If you go on the website of the credit provider, there is NO prominent listing of the due date of each payment. It is on the STATEMENT that you have to download, and if you miss it, well.....

So, if you play Russian roulette with one of these deals, be careful. Mark the due dates of ALL payments in your calendar, and then make sure you can pay the entire balance by the end of the six or 12-month period.

Is it worth it? I don't think so...

UPDATE 2020:   A reader writes, "Well, what about the benefits of these deals?  After all, you are 'saving' 22% interest if you do 12 months same-as-cash!" This is what is known as a false comparison.   The most you might be "saving" is the opportunity to get 3% interest on a CD or something, over those 12 months.   And no, comparing the "opportunity cost" of making money in the stock market is also a false comparison - apples and oranges.   Besides, suppose you lost your shirt in the stock market on that money and now could not pay off  the balance on the loan?  Now you are proper fucked.

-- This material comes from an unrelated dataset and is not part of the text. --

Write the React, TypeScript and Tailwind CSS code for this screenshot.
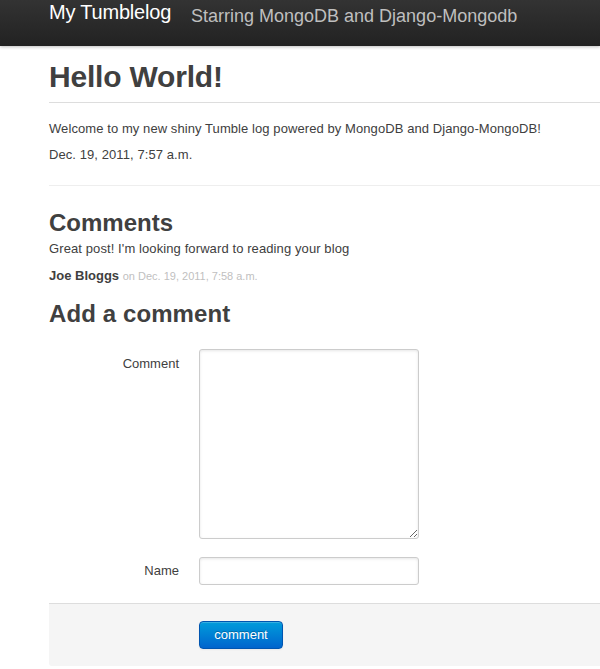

It is, in a way, like folks who borrowed heavily on their houses while at the same time investing in sketchy things.   Their "investments" blew up in 2008 and the mortgage on their house was still due -and the had no way of paying it.

It is a risk/reward analysis.  The "reward" of possibly making a few dollars in interest over six or twelve months isn't worth the risk of having to pay 22% interest or more on the whole balance.